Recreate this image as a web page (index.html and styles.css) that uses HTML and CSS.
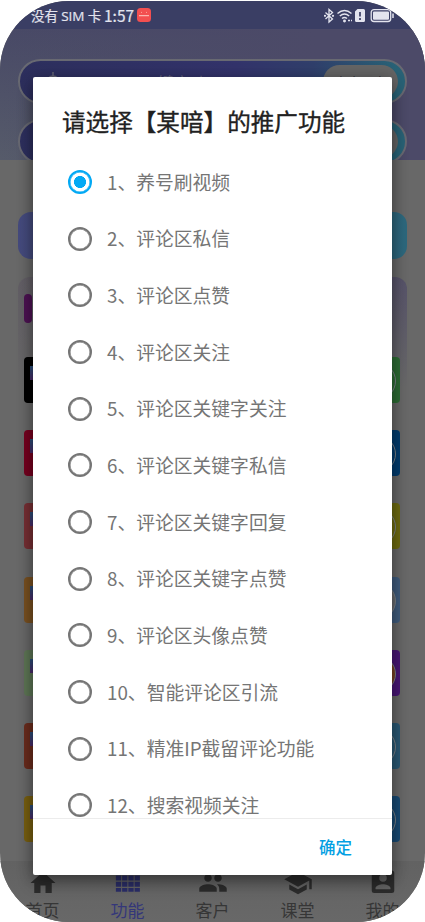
FILE: index.html
```html
<!DOCTYPE html>
<html lang="zh-CN">
<head>
<meta charset="utf-8">
<title>推广功能</title>
<link rel="stylesheet" href="styles.css">
</head>
<body>
<div class="screen">
  <header class="status">
    <span class="carrier">没有 SIM 卡</span><span class="clock">1:57</span>
    <svg class="app-badge" width="14" height="14" viewBox="0 0 14 14"><rect width="14" height="14" rx="3.5" fill="#f34f50"/><path d="M4 4l1 .8M10 4l-1 .8" stroke="#fba" stroke-width=".8"/><path d="M2 7.700h10" stroke="#fbb5ae" stroke-width="1.200"/></svg>
    <svg class="indicators" width="72" height="16" viewBox="0 0 72 16" fill="none" stroke="#e3e4ee" stroke-width="1.3">
      <path d="M1.500 4.500l7 6.500-3.500 3V1.500l3.500 3-7 6.500"/><circle cx="1" cy="7.800" r=".5"/><circle cx="9" cy="7.800" r=".5"/>
      <path d="M13.500 5.500q7-6 14 0M15.800 8q4.700-4 9.400 0M18 10.500q2.500-2 5 0" stroke-width="1.500"/><circle cx="20.500" cy="13" r=".8" fill="#e3e4ee"/><path d="M24 12.500h2M27 12.500h1"/>
      <path d="M33.500 1h6a1.500 1.500 0 0 1 1.500 1.500v10a1.500 1.500 0 0 1-1.500 1.500h-7a1.500 1.500 0 0 1-1.500-1.500v-9z" fill="#e3e4ee" stroke="none"/><path d="M36 4v4.500M36 10v2" stroke="#3a3e63" stroke-width="1.700"/>
      <rect x="47.200" y="1.700" width="19.500" height="11.800" rx="2.800"/><rect x="49" y="3.500" width="16" height="8.200" rx="1" fill="#e3e4ee" stroke="none"/><path d="M69 5.500v4.500" stroke-width="1.500"/>
    </svg>
  </header>
  <section class="hero">
    <div class="pill">
      <svg class="pill-icon" width="18" height="20" viewBox="0 0 18 20" fill="none" stroke="#656575" stroke-width="1.500"><path d="M9 0v4"/><circle cx="9" cy="10" r="6"/></svg>
      <span class="pill-title">一键启动</span>
      <span class="pill-button">点击开启</span>
    </div>
    <div class="pill"><span class="pill-button"></span></div>
  </section>
  <main class="content">
    <div class="banner"></div>
    <div class="panel">
      <div class="panel-mark"></div>
      <div class="cards">
        <div class="card black"></div><div class="card green"></div>
        <div class="card red"></div><div class="card blue"></div>
        <div class="card coral"></div><div class="card yellow"></div>
        <div class="card orange"></div><div class="card sky"></div>
        <div class="card sage"></div><div class="card purple"></div>
        <div class="card rust"></div><div class="card teal"></div>
        <div class="card gold"></div><div class="card azure"></div>
      </div>
    </div>
  </main>
  <nav class="tabs">
    <div class="tab"><svg width="30" height="30" viewBox="0 0 24 24"><path d="M10 20v-6h4v6h5v-8h3L12 3 2 12h3v8z"/></svg><span>首页</span></div>
    <div class="tab active"><svg width="30" height="30" viewBox="0 0 24 24"><path d="M2.300 1h4.200v4H2.300zM7.300 1h4.200v4H7.300zM12.300 1h4.200v4h-4.200zM17.300 1h4.200v4h-4.200zM2.300 6h4.200v4H2.300zM7.300 6h4.200v4H7.300zM12.300 6h4.200v4h-4.200zM17.300 6h4.200v4h-4.200zM2.300 11h4.200v4H2.300zM7.300 11h4.200v4H7.300zM12.300 11h4.200v4h-4.200zM17.300 11h4.200v4h-4.200zM2.300 16h4.200v3H2.300zM7.300 16h4.200v3H7.300zM12.300 16h4.200v3h-4.200zM17.300 16h4.200v3h-4.200z"/></svg><span>功能</span></div>
    <div class="tab"><svg width="30" height="30" viewBox="0 0 24 24"><path d="M16 11c1.660 0 2.990-1.340 2.990-3S17.660 5 16 5s-3 1.340-3 3 1.340 3 3 3zm-8 0c1.660 0 2.990-1.340 2.990-3S9.660 5 8 5 5 6.340 5 8s1.340 3 3 3zm0 2c-2.330 0-7 1.170-7 3.500V19h14v-2.500C15 14.170 10.330 13 8 13zm8 0l-.97.05C16.190 13.890 17 15.020 17 16.500V19h6v-2.500c0-2.330-4.670-3.500-7-3.500z"/></svg><span>客户</span></div>
    <div class="tab"><svg width="30" height="30" viewBox="0 0 24 24"><path d="M5 13.180v4L12 21l7-3.820v-4L12 17zM12 3L1 9l11 6 9-4.910V17h2V9z"/></svg><span>课堂</span></div>
    <div class="tab"><svg width="30" height="30" viewBox="0 0 24 24"><path fill-rule="evenodd" d="M5 2h14a2 2 0 0 1 2 2v14a2 2 0 0 1-2 2H5a2 2 0 0 1-2-2V4c0-1.100.9-2 2-2zm10 6a3 3 0 1 0-6 0 3 3 0 0 0 6 0zM6 17h12v-1c0-2-4-3.100-6-3.100S6 14 6 16z"/></svg><span>我的</span></div>
  </nav>
  <div class="dialog" role="dialog">
    <h1>请选择【某喑】的推广功能</h1>
    <ul class="options">
      <li class="checked"><i></i><span>1、养号刷视频</span></li>
      <li><i></i><span>2、评论区私信</span></li>
      <li><i></i><span>3、评论区点赞</span></li>
      <li><i></i><span>4、评论区关注</span></li>
      <li><i></i><span>5、评论区关键字关注</span></li>
      <li><i></i><span>6、评论区关键字私信</span></li>
      <li><i></i><span>7、评论区关键字回复</span></li>
      <li><i></i><span>8、评论区关键字点赞</span></li>
      <li><i></i><span>9、评论区头像点赞</span></li>
      <li><i></i><span>10、智能评论区引流</span></li>
      <li><i></i><span>11、精准IP截留评论功能</span></li>
      <li><i></i><span>12、搜索视频关注</span></li>
    </ul>
    <footer><button>确定</button></footer>
  </div>
</div>
</body>
</html>
```
FILE: styles.css
```css
* { box-sizing: border-box; }
body { margin: 0; background: #fff; font-family: "Noto Sans CJK SC", sans-serif; overflow: hidden; }
.screen {
  position: relative;
  display: flex;
  flex-direction: column;
  width: 425px;
  height: 921px;
  margin-top: 1px;
  border-radius: 69px;
  overflow: hidden;
  background: #686868;
}
.status {
  display: flex;
  align-items: center;
  height: 28px;
  padding: 2px 29px 0 31px;
  background: #3a3e64;
  color: #e3e4ee;
  flex: none;
}
.carrier { font: 13.500px "Open Sans", "Noto Sans CJK SC", sans-serif; letter-spacing: -.1px; white-space: nowrap; width: 73px; margin-top: -2px; -webkit-text-stroke: .2px; }
.clock { font-size: 15.500px; line-height: 20px; width: 33px; margin-top: -2px; -webkit-text-stroke: .2px; }
.app-badge { margin-top: -2px; }
.indicators { margin-left: auto; }
.hero {
  display: flex;
  flex-direction: column;
  gap: 15px;
  height: 131px;
  padding: 30px 18px 0;
  background: linear-gradient(90deg, transparent, #4c4a68 75%), linear-gradient(#484966, #565b6a);
  flex: none;
  overflow: hidden;
}
.pill {
  display: flex;
  align-items: center;
  height: 45px;
  padding: 0 7px 0 24px;
  border: 2px solid #686972;
  border-radius: 23px;
  background: linear-gradient(100deg, #2d2f5d, #33336b 55%, #303f6b 75%, #296276 96%);
  flex: none;
}
.pill-icon { margin-right: 80px; }
.pill-title { color: #62637d; font-size: 16px; }
.pill-button {
  width: 75px;
  height: 33px;
  margin-left: auto;
  border-radius: 17px;
  background: #656565;
  color: #30303a;
  font-size: 13px;
  line-height: 34px;
  text-align: center;
}
.content { flex: 1; min-height: 0; padding: 52px 18px 0; overflow: hidden; }
.banner { height: 47px; border-radius: 13px; background: linear-gradient(90deg, #454a7d, #2d687d); }
.panel {
  height: 600px;
  margin-top: 18px;
  padding: 17px 7px 0 6px;
  border-radius: 12px;
  background: linear-gradient(transparent, #686868 110px), linear-gradient(90deg, #625e65, #57536a);
}
.panel-mark { width: 8px; height: 29px; border-radius: 4px; background: #4c1252; }
.cards { display: grid; grid-template-columns: 1fr 1fr; gap: 27.200px 60px; margin-top: 34px; }
.card { position: relative; height: 46px; border-radius: 4px; overflow: hidden; }
.card:nth-child(odd)::before {
  content: "";
  position: absolute;
  left: 6px;
  top: 9px;
  width: 3px;
  height: 14px;
  background: linear-gradient(#284f78, #4b2967);
}
.card:nth-child(even)::after {
  content: "";
  position: absolute;
  right: 4px;
  top: 5px;
  width: 36px;
  height: 36px;
  border: 1px solid #7b8288;
  border-radius: 50%;
}
.black { background: #000; }
.green { background: #2c6b34; }
.red { background: #75001f; }
.blue { background: #003b6d; }
.coral { background: #762f34; }
.yellow { background: #6d6a10; }
.orange { background: #785021; }
.sky { background: #3f5b7c; }
.card.sky::after { background: #66696e; }
.sage { background: #5d7555; }
.purple { background: #481674; }
.card.purple::after { background: #754020; }
.rust { background: #6a2c1d; }
.teal { background: #2a5873; }
.gold { background: #775e10; }
.azure { background: #184a73; }
.tabs {
  display: flex;
  height: 61px;
  padding-top: 7px;
  border-top: 1px solid #626262;
  background: linear-gradient(#626262, #686868);
  flex: none;
}
.tab {
  display: flex;
  flex: 1;
  flex-direction: column;
  align-items: center;
  color: #363636;
  font-size: 17px;
  line-height: 24px;
}
.tab svg { display: block; fill: #2c2c2c; margin: -1px 0 0; flex: none; }
.tab.active { color: #34377a; }
.tab.active svg { fill: #2b2e68; }
.dialog {
  position: absolute;
  left: 33px;
  top: 76px;
  display: flex;
  flex-direction: column;
  width: 359px;
  height: 798px;
  border-radius: 2px;
  background: #fff;
  box-shadow: 0 8px 16px rgba(0, 0, 0, .32), 0 1px 15px rgba(0, 0, 0, .22);
}
h1 {
  margin: 0;
  padding: 26px 0 0 29px;
  color: #212121;
  font-size: 23.600px;
  font-weight: 400;
  line-height: 36px;
  white-space: nowrap;
  -webkit-text-stroke: .35px #212121;
}
.options { flex: 1; min-height: 0; margin: 0; padding: 14.500px 0 0 35px; overflow: hidden; list-style: none; }
.options li {
  display: flex;
  align-items: center;
  height: 56.700px;
  color: #757575;
  font-size: 18.800px;
  line-height: 28px;
  white-space: nowrap;
}
.options span { padding-bottom: .500px; }
.options i { width: 24px; height: 24px; margin-right: 15px; border: 2px solid #757575; border-radius: 50%; flex: none; box-shadow: inset 0 0 0 .5px #757575; }
.options .checked i { border-color: #03a9f4; box-shadow: inset 0 0 0 .5px #03a9f4; background: radial-gradient(circle, #03a9f4 5.700px, #fff 6.300px); }
footer { display: flex; justify-content: flex-end; height: 57px; padding: 0 40px 0 0; border-top: 1px solid #ececec; flex: none; }
button { border: 0; padding: 0; background: none; color: #039fe3; font: 500 16.500px "Noto Sans CJK SC", sans-serif; }
```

____________

§ **Task instructions**
In how many lines does the word "styles" appear? Respond with the number alone.

§ **Exercise output**
3